Please, stop me! This damn pearl won’t let me finish. It keeps wandering from one non-concept to another, and dragging me along like a stupid dog. I guess I will have to resort to a hard re-boot. Here goes…..    Eureka! I have found it!  And I’m not giving it back….

Well, that was interesting….. a new method of wasting time and energy. As if I needed any more…. Ah well, c’est la vie! Y’all take care out there, and May the Metaphorse be with you…..

Sometimes I sits and thinks,
and sometimes
I just sits.




5 thoughts on “Methodical methods for modified slavish sycophants….

  1. Ibwant to be a cat… but end up a slobbery exuberant puppy most of the time…
    and not to start anything.. cause I really don;t want to .. just saying my peace on your piece… it has nothing to do with race as far as I am concerned… for me. I see how that can be said.. becasue I know some that can not tell me one good thing.. or understand anything and will .,…yea.. I don;t want to start anything.. I am just so tired of weveryone flinging shit… We ought to be ashamed of ourselves …AnD THE WHOLE EFFING WORLD WATCHING… OOPS sorry didn;t mean to hit the caps …but hey… I guess it worls..,
    Bright blessings Brother – haven;t seen you in a while…

  2. Lizzie…. very nice to hear from you! I know I haven’t been by your place in a while…. I had some technical difficulties which kept me off of a lot of sites, due to my ISP’s network configuration. It took all my geek expertise to get my own posts up….But, it’s all fixed now….

    I think I would be satisfied to come back as a dog, but cats, I am sure, are so “kung fu” at LIfe that they get to pick their next incarnation, which is, as you have to admit, a nice perk…..

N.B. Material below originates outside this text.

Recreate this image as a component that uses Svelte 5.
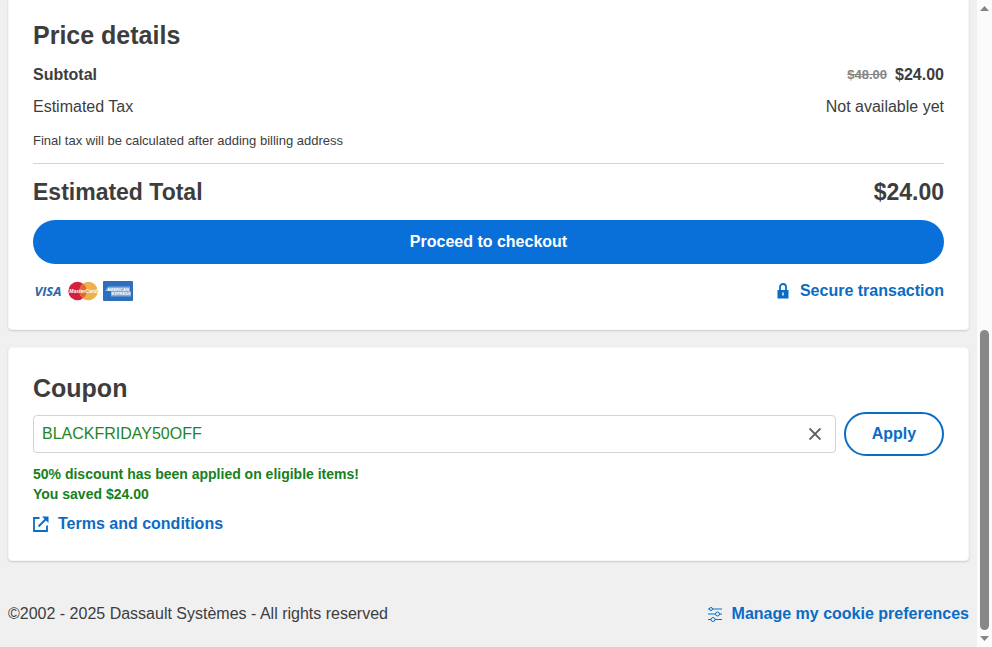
<script>
  let coupon = 'BLACKFRIDAY50OFF';

  function clearCoupon() {
    coupon = '';
  }
</script>

<div class="page">
  <div class="content">
    <section class="card price">
      <h2>Price details</h2>
      <div class="row subtotal">
        <span>Subtotal</span>
        <span class="amount"><s>$48.00</s> <b>$24.00</b></span>
      </div>
      <div class="row tax">
        <span>Estimated Tax</span>
        <span>Not available yet</span>
      </div>
      <p class="note">Final tax will be calculated after adding billing address</p>
      <div class="row total">
        <span>Estimated Total</span>
        <span>$24.00</span>
      </div>
      <button class="checkout" type="button">Proceed to checkout</button>
      <div class="row payment">
        <div class="brands">
          <svg width="30" height="22" viewBox="0 0 30 22" role="img" aria-label="Visa">
            <text x="15" y="16" text-anchor="middle" font-size="13" font-weight="bold" font-style="italic" font-family="Open Sans, sans-serif" fill="#2b66a8">VISA</text>
          </svg>
          <svg width="30" height="22" viewBox="0 0 30 22" role="img" aria-label="MasterCard">
            <circle cx="9.5" cy="11" r="9.2" fill="#d4213d" />
            <circle cx="20.5" cy="11" r="9.2" fill="#f0b04c" />
            <path d="M15 3.600a9.200 9.200 0 0 1 0 14.800a9.200 9.200 0 0 1 0-14.800z" fill="#e5653a" />
            <text x="15" y="13" text-anchor="middle" font-size="5" font-weight="bold" font-style="italic" font-family="Liberation Sans, sans-serif" fill="#fff">MasterCard</text>
          </svg>
          <svg width="30" height="22" viewBox="0 0 30 22" role="img" aria-label="American Express">
            <rect y="1" width="30" height="20" rx="1" fill="#2d6fbd" />
            <path d="M2 11 5 6.500h22V11h1v5.500H8V11z" fill="#7da9dc" />
            <text x="15" y="11" text-anchor="middle" font-size="4" font-weight="bold" font-family="Liberation Sans, sans-serif" fill="#fff">AMERICAN</text>
            <text x="18" y="15" text-anchor="middle" font-size="4" font-weight="bold" font-family="Liberation Sans, sans-serif" fill="#fff">EXPRESS</text>
          </svg>
        </div>
        <a class="link" href="#secure">
          <svg width="16" height="16" viewBox="0 0 16 16" aria-hidden="true">
            <path d="M5 7.500V4a3 3 0 0 1 6 0v3.500" fill="none" stroke="currentColor" stroke-width="1.800" />
            <path d="M2.500 7h11v8.500h-11zM7.300 9.500v3h1.400v-3z" fill="currentColor" fill-rule="evenodd" />
          </svg>
          Secure transaction
        </a>
      </div>
    </section>

    <section class="card coupon">
      <h2><label for="coupon">Coupon</label></h2>
      <form on:submit|preventDefault>
        <div class="field">
          <input id="coupon" type="text" bind:value={coupon} />
          <button class="clear" type="button" aria-label="Clear coupon" on:click={clearCoupon}>
            <svg width="12" height="12" viewBox="0 0 12 12" aria-hidden="true">
              <path d="M.500.500l11 11M11.500.500l-11 11" stroke="currentColor" stroke-width="1.900" />
            </svg>
          </button>
        </div>
        <button class="apply" type="submit">Apply</button>
      </form>
      <p class="success">50% discount has been applied on eligible items!<br />You saved $24.00</p>
      <a class="link" href="#terms">
        <svg width="16" height="16" viewBox="0 0 16 16" aria-hidden="true">
          <path d="M6.500 2H1v13h13V9.500M5.500 10.500 13.500 2.500" fill="none" stroke="currentColor" stroke-width="1.800" />
          <path d="M9 .500h6.500V7z" fill="currentColor" />
        </svg>
        Terms and conditions
      </a>
    </section>

    <footer>
      <span>©2002 - 2025 Dassault Systèmes - All rights reserved</span>
      <a class="link" href="#cookies">
        <svg width="16" height="16" viewBox="0 0 16 16" fill="none" stroke="currentColor" aria-hidden="true">
          <path d="M1 3h1.500M5.500 3H15M1 8h7.500M12.500 8H15M1 13.500h3M8 13.500h7" />
          <circle cx="4" cy="3" r="1.500" />
          <circle cx="10.500" cy="8" r="2" />
          <circle cx="6" cy="13.500" r="2" />
        </svg>
        Manage my cookie preferences
      </a>
    </footer>
  </div>

  <div class="scrollbar" aria-hidden="true">
    <svg width="9" height="5" viewBox="0 0 9 5"><path d="M0 5 4.500 0 9 5z" fill="#858585" /></svg>
    <div class="track"><div class="thumb"></div></div>
    <svg width="9" height="5" viewBox="0 0 9 5"><path d="M0 0 4.500 5 9 0z" fill="#858585" /></svg>
  </div>
</div>

<style>
  :global(body) {
    background: #f0f0f0;
    color: #3d3d3d;
    font-family: "Liberation Sans", Arial, sans-serif;
    font-size: 16px;
    line-height: 24px;
  }
  .page {
    display: grid;
    grid-template-columns: 1fr 15px;
    min-height: 100vh;
  }
  .content {
    padding: 0 8px;
  }
  .card {
    background: white;
    border: 1px solid #f6f6f6;
    border-radius: 4px;
    box-shadow: 0 1px 2px rgba(0, 0, 0, 0.15);
    padding: 24px;
  }
  .price {
    border-top: none;
    border-radius: 0 0 4px 4px;
    padding-top: 19px;
    padding-bottom: 26px;
  }
  .coupon {
    margin-top: 17px;
  }
  h2 {
    margin: 0 0 8px;
    font-size: 25px;
    line-height: 32px;
  }
  p {
    margin: 0;
    font-size: 13px;
    line-height: 20px;
  }
  .row, footer {
    display: flex;
    align-items: center;
    justify-content: space-between;
  }
  .subtotal {
    margin-top: 12px;
    margin-bottom: 8px;
    font-weight: bold;
  }
  .amount {
    display: flex;
    gap: 8px;
  }
  s {
    color: #868686;
    font-size: 13px;
  }
  .note {
    margin-top: 12px;
    padding-bottom: 12px;
    border-bottom: 1px solid #d1d4d4;
  }
  .total {
    margin: 12px 0;
    font-size: 23px;
    font-weight: bold;
    line-height: 32px;
  }
  button {
    cursor: pointer;
    font-family: inherit;
    font-size: 16px;
    font-weight: bold;
    height: 44px;
    border-radius: 22px;
  }
  .checkout {
    display: block;
    width: 100%;
    border: none;
    background: #0870d8;
    color: white;
  }
  .payment {
    margin-top: 15px;
  }
  .brands {
    display: flex;
    gap: 5px;
  }
  .link {
    display: inline-flex;
    align-items: center;
    gap: 9px;
    color: #0b6cc4;
    font-weight: bold;
    text-decoration: none;
  }
  form {
    display: flex;
    align-items: center;
    gap: 8px;
    margin-bottom: 8px;
  }
  .field {
    flex: 1;
    display: flex;
    height: 36px;
    border: 1px solid #d1d4d4;
    border-radius: 4px;
  }
  input {
    flex: 1;
    min-width: 0;
    padding: 0 8px;
    border: none;
    outline: none;
    background: none;
    color: #1f8524;
    font-family: inherit;
    font-size: 16px;
  }
  .clear {
    display: flex;
    align-items: center;
    justify-content: center;
    width: 41px;
    height: 36px;
    padding: 0;
    border: none;
    background: none;
    color: #5b5d5e;
  }
  .apply {
    width: 100px;
    border: 2px solid #0b6cc4;
    background: white;
    color: #0b6cc4;
  }
  .success {
    margin-bottom: 8px;
    color: #17801c;
    font-size: 14px;
    font-weight: bold;
  }
  .coupon .link {
    display: flex;
    width: fit-content;
  }
  footer {
    margin-top: 41px;
    padding-bottom: 20px;
  }
  .scrollbar {
    position: sticky;
    top: 0;
    display: flex;
    flex-direction: column;
    align-items: center;
    gap: 6px;
    box-sizing: border-box;
    height: 100vh;
    padding: 6px 0;
    background: #fbfbfb;
  }
  .track {
    flex: 1;
    display: flex;
    align-items: flex-end;
  }
  .thumb {
    width: 9px;
    height: 49%;
    border-radius: 5px;
    background: #888;
  }
</style>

    I can relate to what you say about the political scene; I just wish everyone could play nicely together. Unfortunately, there are some folks on the conservative Right, and among the fundamentalist Christian sects who are so bigoted, racist, and full of hatred, that they are starting to affect the rest of us. They are VERY, VERY afraid of Obama, and will choose to cut off their own noses, and make their lives infinitely harder than they can imagine, in order to keep a black man from the Presidency. It is against those people that I rant, and rightfully so. Besides, if I didn’t rant, I would no doubt pick up a gun and start blasting away at the nearest government outposts…. and wouldn’t have time to post my Pearls while on the run from the myrmidons of the Homeland Insecurity Conspiracy.

    It (the nonsense taking place in the public arena) has gotten to the point where I am seriously considering creating a Doomsday Device, capable of blowing up the entire planet, and fixing it so it had what is called a Dead Man’s switch. This means that I am holding the remote button to set off the device, turning Earth into another asteroid belt; the button is rigged so that I must be alive to hold the button. If they try to kill me, and succeed, everybody goes up in smithereens. (What are smithereens, anyway?….I’ve never seen one, and there is no picture of one in the dictionary…. ah, got it…. dictionary dot com to the rescue… Smithereens is an Irish word. It derives from the modern Irish ‘smidirin’, which means ‘small fragments’….) Where was I? Oh, yeah, dead man switches…. Any who, once my device is all set, I can go to DC, have them call a world-wide conference, where I would explain the situation to them. They couldn’t do anything to me without killing themselves, and everybody else. Therefore, “everybody else” (you, me, Ginger, et al….) would come to their senses and kick the assholes out of office. Then we could actually get some progress made around here…. It could work…. and you and Ginger certainly aren’t keeping up with your duties as Empresses if things have deteriorated to this point, where you and I have to even talk about old business like that…. 🙂

    Obviously, I had a lot to say on this subject that didn’t get into today’s Pearl.. oh well, that’s why I love dialog with you… it is always so stimulating!

    Blessed Be, little sister…. you take care….

  3. Why is it that Obama is called a black man? Why isn’t he called a white man, when he’s just as much white as he is black? Racism is nothing but outrageous ignorance at its worst, that’s how I feel about it. If you want to really prove how stupid you are, try being a racist. Oh, and I’d want to be a puppy, as long as there is a guarantee that I would never have to belong to the Romney family.

    • You are right, and that is the problem, that people even have to have words to describe him, or anyone else, according to color, or any other reason. Your outrage does you credit….

      Most accurately, he is a man, but people must have their labels, to which they feel they must attach emotional prejudices based, as you say, on ignorance, and fear. Like the article I saw on Jueseppi B.’s site by a woman author observed, since it is politically and socially incorrect these days to use the term “black” in attacking a political figure, other issues are substituted to replace the word with another. He is described as anti-Americans, or his birthplace is questioned, or the other nonsense they use to cover up the fear of the “black man” in the Oval Office.

      And, for sure I wouldn’t want to be a dog in the Romney house; I get pretty worked up when I think of that poor animal on that trip, and how terrified he must have been up there….goes to show how much dogs will forgive, I guess, as much as it says about how chauvinistic and self-centered he is…. Oooh, makes my blood boil, and that will raise my blood pressure, so enough of him, and his ilk….

      Glad to hear from you my lady, and sorry, but your comments always prompt more ranting from me… I’m just happy you had enough of a breather from your busy summer schedule to get in some reading, and came here….You take care, hope your week is going fine… 🙂

  4. odie highly recommends existing as a cat. very enjoyable for many reasons, least of all being an inability to type and therefore cats have no need go thru the highs and lows of maintaining a daily blog.
    isnt the holy hand grenade from monty python?